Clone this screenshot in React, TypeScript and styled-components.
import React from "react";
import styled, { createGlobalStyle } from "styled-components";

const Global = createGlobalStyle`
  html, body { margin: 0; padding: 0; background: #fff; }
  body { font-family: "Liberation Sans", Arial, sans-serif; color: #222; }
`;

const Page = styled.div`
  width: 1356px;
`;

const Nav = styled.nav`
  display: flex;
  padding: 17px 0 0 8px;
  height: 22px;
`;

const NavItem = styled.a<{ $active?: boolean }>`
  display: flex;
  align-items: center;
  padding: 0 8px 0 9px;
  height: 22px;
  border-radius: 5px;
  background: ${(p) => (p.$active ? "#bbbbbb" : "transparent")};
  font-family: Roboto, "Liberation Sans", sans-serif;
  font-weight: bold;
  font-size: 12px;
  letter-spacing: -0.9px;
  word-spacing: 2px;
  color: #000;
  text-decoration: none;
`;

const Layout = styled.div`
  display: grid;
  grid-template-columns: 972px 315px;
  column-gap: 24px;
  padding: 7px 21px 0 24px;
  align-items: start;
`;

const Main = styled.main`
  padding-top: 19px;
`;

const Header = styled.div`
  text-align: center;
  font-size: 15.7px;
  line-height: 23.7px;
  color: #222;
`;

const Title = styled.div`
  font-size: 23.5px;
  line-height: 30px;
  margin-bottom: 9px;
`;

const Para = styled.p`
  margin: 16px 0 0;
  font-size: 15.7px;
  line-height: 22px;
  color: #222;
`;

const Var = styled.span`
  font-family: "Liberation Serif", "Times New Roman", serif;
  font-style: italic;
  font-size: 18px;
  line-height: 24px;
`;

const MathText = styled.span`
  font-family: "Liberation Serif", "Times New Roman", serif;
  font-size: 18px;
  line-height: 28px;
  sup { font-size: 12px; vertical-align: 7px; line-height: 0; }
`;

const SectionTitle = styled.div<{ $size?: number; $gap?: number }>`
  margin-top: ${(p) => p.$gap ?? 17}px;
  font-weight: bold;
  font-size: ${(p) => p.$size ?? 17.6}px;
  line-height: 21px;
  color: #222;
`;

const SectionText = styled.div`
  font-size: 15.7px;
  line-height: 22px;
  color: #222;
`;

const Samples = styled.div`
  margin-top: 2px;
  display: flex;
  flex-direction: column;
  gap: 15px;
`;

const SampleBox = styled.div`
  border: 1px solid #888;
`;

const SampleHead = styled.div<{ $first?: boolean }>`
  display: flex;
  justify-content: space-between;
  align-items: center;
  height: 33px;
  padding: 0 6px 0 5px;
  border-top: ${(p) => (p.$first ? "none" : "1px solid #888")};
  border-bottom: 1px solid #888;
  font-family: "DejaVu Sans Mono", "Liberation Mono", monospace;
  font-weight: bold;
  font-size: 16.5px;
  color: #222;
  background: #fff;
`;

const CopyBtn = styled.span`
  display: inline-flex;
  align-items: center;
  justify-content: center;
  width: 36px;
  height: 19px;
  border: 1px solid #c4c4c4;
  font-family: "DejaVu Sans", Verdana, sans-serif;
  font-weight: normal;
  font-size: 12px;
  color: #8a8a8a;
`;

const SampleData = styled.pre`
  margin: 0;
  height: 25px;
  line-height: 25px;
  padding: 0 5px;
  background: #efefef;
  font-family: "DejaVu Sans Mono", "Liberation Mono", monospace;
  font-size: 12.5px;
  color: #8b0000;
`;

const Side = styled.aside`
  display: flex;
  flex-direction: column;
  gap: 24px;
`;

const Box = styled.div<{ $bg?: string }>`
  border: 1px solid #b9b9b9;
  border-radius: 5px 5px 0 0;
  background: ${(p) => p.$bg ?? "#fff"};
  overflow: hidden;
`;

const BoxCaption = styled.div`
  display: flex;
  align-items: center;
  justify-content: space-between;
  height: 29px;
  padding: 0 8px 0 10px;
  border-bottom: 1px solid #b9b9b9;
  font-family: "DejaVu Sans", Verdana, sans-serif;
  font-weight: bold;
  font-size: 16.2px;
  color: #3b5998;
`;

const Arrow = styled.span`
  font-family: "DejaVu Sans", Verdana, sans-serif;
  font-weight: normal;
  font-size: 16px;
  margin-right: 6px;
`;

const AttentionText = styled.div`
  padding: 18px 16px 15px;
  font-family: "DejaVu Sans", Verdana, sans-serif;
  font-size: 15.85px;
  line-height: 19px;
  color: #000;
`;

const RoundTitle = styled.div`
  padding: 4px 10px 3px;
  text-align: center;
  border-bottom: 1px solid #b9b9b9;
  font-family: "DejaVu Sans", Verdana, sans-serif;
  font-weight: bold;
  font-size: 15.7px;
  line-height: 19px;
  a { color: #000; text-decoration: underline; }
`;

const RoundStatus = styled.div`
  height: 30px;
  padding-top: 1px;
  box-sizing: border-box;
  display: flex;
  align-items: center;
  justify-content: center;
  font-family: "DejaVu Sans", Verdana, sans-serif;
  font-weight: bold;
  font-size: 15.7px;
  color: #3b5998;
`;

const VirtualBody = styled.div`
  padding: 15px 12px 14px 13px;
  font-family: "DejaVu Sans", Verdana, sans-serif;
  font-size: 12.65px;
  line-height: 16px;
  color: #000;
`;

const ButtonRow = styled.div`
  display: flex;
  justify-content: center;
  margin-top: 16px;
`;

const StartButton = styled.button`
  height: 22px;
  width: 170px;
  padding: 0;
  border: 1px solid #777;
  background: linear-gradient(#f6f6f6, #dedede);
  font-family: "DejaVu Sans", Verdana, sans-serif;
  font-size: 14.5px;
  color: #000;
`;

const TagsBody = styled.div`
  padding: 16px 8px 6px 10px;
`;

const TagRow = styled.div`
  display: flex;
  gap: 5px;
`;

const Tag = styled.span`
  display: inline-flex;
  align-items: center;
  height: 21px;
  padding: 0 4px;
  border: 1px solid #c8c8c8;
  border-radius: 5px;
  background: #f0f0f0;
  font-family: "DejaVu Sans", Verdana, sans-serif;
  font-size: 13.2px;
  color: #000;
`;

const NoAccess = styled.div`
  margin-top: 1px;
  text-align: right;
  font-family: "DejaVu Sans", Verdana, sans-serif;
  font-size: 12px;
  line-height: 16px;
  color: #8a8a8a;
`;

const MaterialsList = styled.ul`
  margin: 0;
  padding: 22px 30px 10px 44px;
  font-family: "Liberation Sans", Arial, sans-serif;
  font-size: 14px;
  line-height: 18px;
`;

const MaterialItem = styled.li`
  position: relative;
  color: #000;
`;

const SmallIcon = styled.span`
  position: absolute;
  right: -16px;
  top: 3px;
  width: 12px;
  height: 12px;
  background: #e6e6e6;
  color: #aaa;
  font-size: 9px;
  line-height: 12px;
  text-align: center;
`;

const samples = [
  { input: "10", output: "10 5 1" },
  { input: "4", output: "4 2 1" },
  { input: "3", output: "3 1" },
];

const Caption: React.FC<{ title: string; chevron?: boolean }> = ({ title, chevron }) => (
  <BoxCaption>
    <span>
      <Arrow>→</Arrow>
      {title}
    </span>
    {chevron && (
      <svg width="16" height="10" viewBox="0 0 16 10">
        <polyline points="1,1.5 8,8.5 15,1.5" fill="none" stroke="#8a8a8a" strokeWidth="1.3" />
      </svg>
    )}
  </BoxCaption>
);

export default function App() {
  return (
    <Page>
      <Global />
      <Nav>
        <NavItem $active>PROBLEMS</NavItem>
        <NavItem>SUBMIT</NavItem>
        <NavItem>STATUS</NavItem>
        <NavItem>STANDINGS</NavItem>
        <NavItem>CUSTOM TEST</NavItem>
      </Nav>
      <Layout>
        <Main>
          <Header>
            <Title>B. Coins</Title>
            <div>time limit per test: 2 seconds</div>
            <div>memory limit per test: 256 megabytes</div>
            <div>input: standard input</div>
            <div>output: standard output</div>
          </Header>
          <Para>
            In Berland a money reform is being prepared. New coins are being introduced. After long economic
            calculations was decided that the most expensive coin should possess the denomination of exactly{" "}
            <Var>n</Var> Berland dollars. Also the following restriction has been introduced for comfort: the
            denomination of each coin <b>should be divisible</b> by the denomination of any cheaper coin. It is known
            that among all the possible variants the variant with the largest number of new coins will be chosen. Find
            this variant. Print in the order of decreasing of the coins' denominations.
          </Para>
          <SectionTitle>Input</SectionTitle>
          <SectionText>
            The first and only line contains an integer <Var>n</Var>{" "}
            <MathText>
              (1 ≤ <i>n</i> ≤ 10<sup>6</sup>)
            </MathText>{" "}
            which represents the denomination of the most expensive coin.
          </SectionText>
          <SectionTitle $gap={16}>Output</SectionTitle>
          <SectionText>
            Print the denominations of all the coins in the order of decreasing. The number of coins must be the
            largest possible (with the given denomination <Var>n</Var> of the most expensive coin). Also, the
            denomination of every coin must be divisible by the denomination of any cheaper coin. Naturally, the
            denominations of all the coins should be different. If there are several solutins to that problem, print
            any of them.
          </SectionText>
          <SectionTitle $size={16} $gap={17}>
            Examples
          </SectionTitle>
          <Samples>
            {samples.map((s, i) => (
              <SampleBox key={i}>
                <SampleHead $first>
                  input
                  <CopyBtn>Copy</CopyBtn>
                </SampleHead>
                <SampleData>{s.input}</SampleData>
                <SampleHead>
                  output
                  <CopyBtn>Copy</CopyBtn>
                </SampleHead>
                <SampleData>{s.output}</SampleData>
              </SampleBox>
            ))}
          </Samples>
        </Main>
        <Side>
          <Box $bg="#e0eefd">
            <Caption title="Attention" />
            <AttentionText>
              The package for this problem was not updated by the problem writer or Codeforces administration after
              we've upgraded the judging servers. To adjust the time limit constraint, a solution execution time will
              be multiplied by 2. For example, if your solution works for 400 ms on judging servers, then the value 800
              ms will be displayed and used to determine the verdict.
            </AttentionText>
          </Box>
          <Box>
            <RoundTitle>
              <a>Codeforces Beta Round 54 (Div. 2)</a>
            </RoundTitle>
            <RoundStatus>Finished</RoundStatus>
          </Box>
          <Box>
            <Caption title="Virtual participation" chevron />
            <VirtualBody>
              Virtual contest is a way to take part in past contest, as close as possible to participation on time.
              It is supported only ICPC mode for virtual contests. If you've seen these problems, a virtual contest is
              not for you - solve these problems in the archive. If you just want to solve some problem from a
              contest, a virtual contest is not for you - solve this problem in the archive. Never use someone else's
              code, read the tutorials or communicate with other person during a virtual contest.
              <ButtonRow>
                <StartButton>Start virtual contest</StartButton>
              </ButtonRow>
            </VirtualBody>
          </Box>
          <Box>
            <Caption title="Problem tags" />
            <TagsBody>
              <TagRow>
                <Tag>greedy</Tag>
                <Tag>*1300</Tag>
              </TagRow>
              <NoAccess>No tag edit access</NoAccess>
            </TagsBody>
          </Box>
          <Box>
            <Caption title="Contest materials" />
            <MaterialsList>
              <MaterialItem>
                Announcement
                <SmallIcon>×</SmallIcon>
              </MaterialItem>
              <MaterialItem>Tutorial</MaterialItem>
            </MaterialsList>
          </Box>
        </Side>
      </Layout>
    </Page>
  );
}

...

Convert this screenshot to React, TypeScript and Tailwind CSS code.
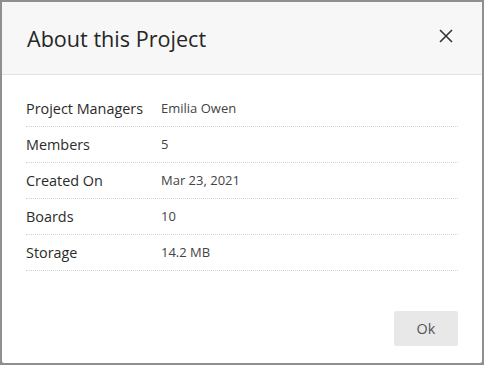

## TASK REQUIREMENTS
Where does the word "TypeScript" appear? Return each line that holds it.

## EXERCISE OUTPUT
Clone this screenshot in React, TypeScript and styled-components.
Convert this screenshot to React, TypeScript and Tailwind CSS code.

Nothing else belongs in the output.